W zamachach na dwa meczety w Christchurch w Nowej Zelandii zginęło do czterdziestu osób, a dwudziestu jest rannych. Premier kraju Jacinda Adern nazwała to „najczarniejszym dniem Nowej Zelandii”.
Przynajmniej jednym z zamachowców, który strzelał do muzułmanów modlących się w meczecie Al-Nur, był biały suprematysta, posługujący się neonazistowskimi symbolami, przeciwnik imigracji. Swój atak transmitował na żywo w sieci.
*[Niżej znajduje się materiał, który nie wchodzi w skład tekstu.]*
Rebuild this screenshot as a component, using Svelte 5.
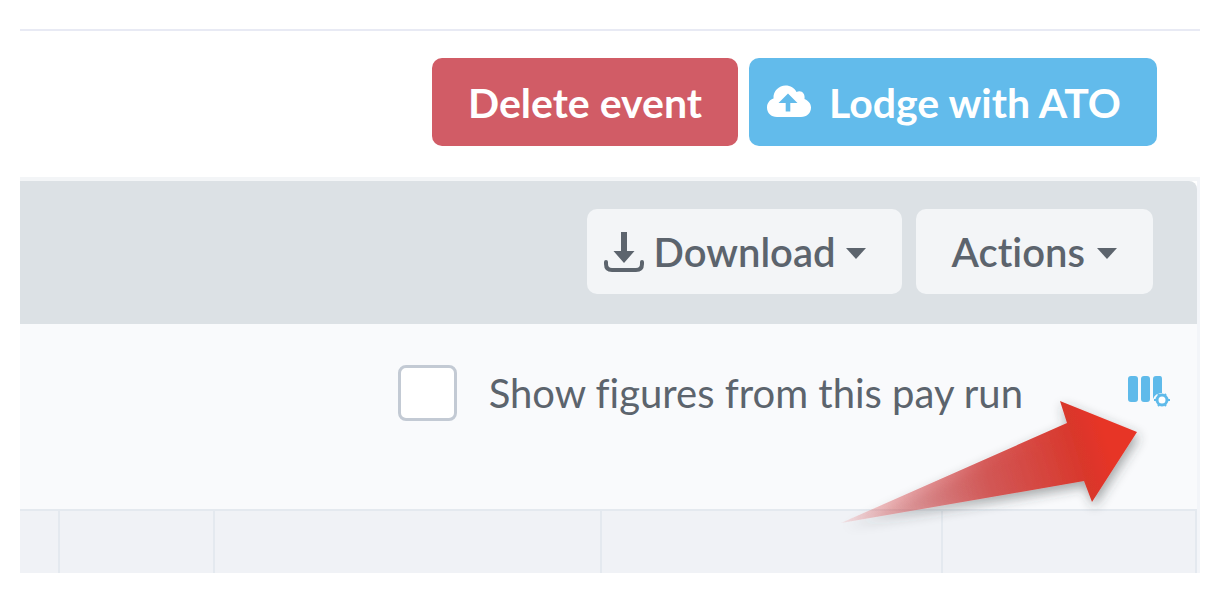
<script>
	let showFigures = $state(false);

	// share of the table width, in percent
	const columns = [3.3, 13.1, 33, 29, 21.6];
</script>

<main class="page">
	<header class="event-actions">
		<button type="button" class="btn danger">Delete event</button>
		<button type="button" class="btn primary">
			<svg class="cloud" viewBox="0 0 44 34" aria-hidden="true">
				<path fill="#fff" d="M10 32C4 32 0 28 0 22.500C0 18 3 14.500 6.500 13.500C6 6 12 0.500 18.500 0.500C23.500 0.500 27.500 3 29.500 7C34 4.500 38.500 8 37.500 14C42 16 44 19 44 22.500C44 28 40 32 34 32Z" />
				<path fill="#62bbeb" d="M21 8.500L30.500 18H23.300V26.500H18.700V18H11.500Z" />
			</svg>
			Lodge with ATO
		</button>
	</header>

	<section class="panel">
		<div class="toolbar">
			<button type="button" class="btn light download">
				<svg class="tray" viewBox="0 0 40 40" aria-hidden="true">
					<path fill="#5c646d" d="M17 0H23V19H30.500L20 31L9.500 19H17Z" />
					<path fill="none" stroke="#5c646d" stroke-width="4" stroke-linecap="round" d="M2 30V32Q2 38 8 38H32Q38 38 38 32V30" />
				</svg>
				Download
				<span class="caret"></span>
			</button>
			<button type="button" class="btn light actions">
				Actions
				<span class="caret"></span>
			</button>
		</div>

		<div class="filters">
			<label class="figures">
				<input type="checkbox" bind:checked={showFigures} />
				Show figures from this pay run
			</label>
			<button type="button" class="columns-button" aria-label="Columns">
				<svg viewBox="0 0 42 34" aria-hidden="true">
					<rect x="0" y="0" width="10" height="26" rx="3" fill="#5fbaea" />
					<rect x="13" y="0" width="9" height="26" rx="3" fill="#5fbaea" />
					<path fill="#5fbaea" d="M28 0H32Q34 0 34 3V17Q27 17 25 23V3Q25 0 28 0Z" />
					<circle cx="34" cy="24" r="5" fill="#fff" stroke="#5fbaea" stroke-width="3" />
					<path stroke="#5fbaea" stroke-width="2" d="M26 24h2M40 24h2M30 18l1 1M38 18l-1 1M30 30l1-1M38 30l-1-1" />
				</svg>
			</button>

			<svg class="pointer" viewBox="0 0 330 150" aria-hidden="true">
				<defs>
					<linearGradient id="fade" gradientUnits="userSpaceOnUse" x1="11" y1="133" x2="307" y2="42">
						<stop offset="0" stop-color="#e04040" stop-opacity="0.1" />
						<stop offset="0.25" stop-color="#d55558" stop-opacity="0.55" />
						<stop offset="0.5" stop-color="#d34c4a" stop-opacity="0.9" />
						<stop offset="0.8" stop-color="#d9372c" />
						<stop offset="0.9" stop-color="#e73427" />
						<stop offset="1" stop-color="#e73427" />
					</linearGradient>
					<filter id="shadow" x="-10%" y="-20%" width="120%" height="150%">
						<feDropShadow dx="2" dy="5" stdDeviation="6" flood-color="#303c38" flood-opacity="0.45" />
					</filter>
				</defs>
				<path fill="url(#fade)" filter="url(#shadow)" d="M11 133L237 33L230 11L307 42L262 112L254 91Z" />
			</svg>
		</div>

		<table>
			<tbody>
				<tr>
					{#each columns as width}
						<td style="width: {width}%"></td>
					{/each}
				</tr>
			</tbody>
		</table>
	</section>
</main>

<style>
	:global(body) {
		margin: 0;
		background: #fff;
	}

	.page {
		margin: 29px 26px 0 20px;
		border-top: 2px solid #e8eaf4;
		font-family: Lato, "Open Sans", sans-serif;
		font-size: 40px;
		font-variant-ligatures: none;
		color: #5c646d;
	}

	.event-actions {
		display: flex;
		justify-content: flex-end;
		gap: 11px;
		padding: 27px 43px 31px 0;
	}

	.btn {
		display: flex;
		align-items: center;
		height: 88px;
		border: 0;
		border-radius: 10px;
		font: inherit;
		font-size: 41px;
		font-weight: 700;
		color: #fff;
		white-space: nowrap;
		cursor: pointer;
	}

	.danger {
		padding: 0 36px;
		background: #d15c66;
	}

	.primary {
		gap: 18px;
		padding: 0 36px 0 18px;
		background: #62bbeb;
	}

	.cloud {
		width: 44px;
		height: 34px;
	}

	.panel {
		border-top: 4px solid #f3f5f7;
		border-right: 3px solid #f3f5f9;
	}

	.toolbar {
		display: flex;
		justify-content: flex-end;
		gap: 14px;
		padding: 28px 44px 30px 0;
		border-top-right-radius: 8px;
		background: #dce1e5;
	}

	.light {
		height: 85px;
		background: #f3f5f7;
		font-size: 40px;
		font-weight: 600;
		color: #5c646d;
	}

	.download {
		gap: 10px;
		padding: 0 36px 0 17px;
	}

	.actions {
		gap: 12px;
		padding: 0 36px;
	}

	.tray {
		width: 40px;
		height: 40px;
	}

	.caret {
		margin-top: 4px;
		border-top: 11px solid #5c646d;
		border-right: 10px solid transparent;
		border-left: 10px solid transparent;
	}

	.filters {
		position: relative;
		display: flex;
		justify-content: flex-end;
		align-items: flex-start;
		gap: 105px;
		height: 144px;
		padding: 41px 27px 0 0;
		background: #f9fafc;
	}

	.figures {
		display: flex;
		align-items: center;
		gap: 32px;
		white-space: nowrap;
	}

	.figures input {
		appearance: none;
		width: 59px;
		height: 56px;
		margin: 0;
		border: 3px solid #c3cad4;
		border-radius: 8px;
		background: #fff;
	}

	.figures input:checked {
		background: #62bbeb;
	}

	.columns-button {
		display: flex;
		align-items: center;
		width: 42px;
		height: 56px;
		padding: 0;
		border: 0;
		background: none;
		cursor: pointer;
	}

	.columns-button svg {
		width: 42px;
		height: 34px;
	}

	/* the callout arrow lies over the filters and the table below */
	.pointer {
		position: absolute;
		top: 66px;
		right: 37px;
		width: 330px;
		height: 150px;
		overflow: visible;
		pointer-events: none;
	}

	table {
		width: 100%;
		table-layout: fixed;
		border-collapse: separate;
		border-spacing: 0;
	}

	td {
		height: 62px;
		padding: 0;
		border-top: 2px solid #e4e9ef;
		border-right: 2px solid #e4e9ef;
		background: #f0f2f6;
	}
</style>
W manifeście opublikowanym przed zamachem napisał o celach swojego działania: „Najbardziej ze wszystkiego chcę pokazać najeźdźcom, że nasze kraje nie będą nigdy ich krajami, nasze ojczyzny są nasze i tyle, dopóki biały człowiek wciąż żyje, nigdy nie podbiją naszych krajów i nigdy nie zastąpią naszych ludzi”.
W liczącej ponad osiemdziesiąt stron publikacji, zatytułowanej „Wielkie Zastąpienie” zamachowiec odwoływał się do Andersa Breivika, który w 2011 roku zamordował w ataku terrorystycznym w Norwegii młodzież z lewicowej Partii Pracy. Podobnie jak on, powołał się na Zakon Templariuszy. Przyznał także, że chce wzmocnić linie podziału w społeczeństwach oparte na tożsamości.
Policja potwierdziła także, że w innym meczecie miało dojść do strzelaniny, ale nie poinformowała jeszcze o liczbie ofiar. (j)
Aktualizacja: Liczba ofiar urosła do 49.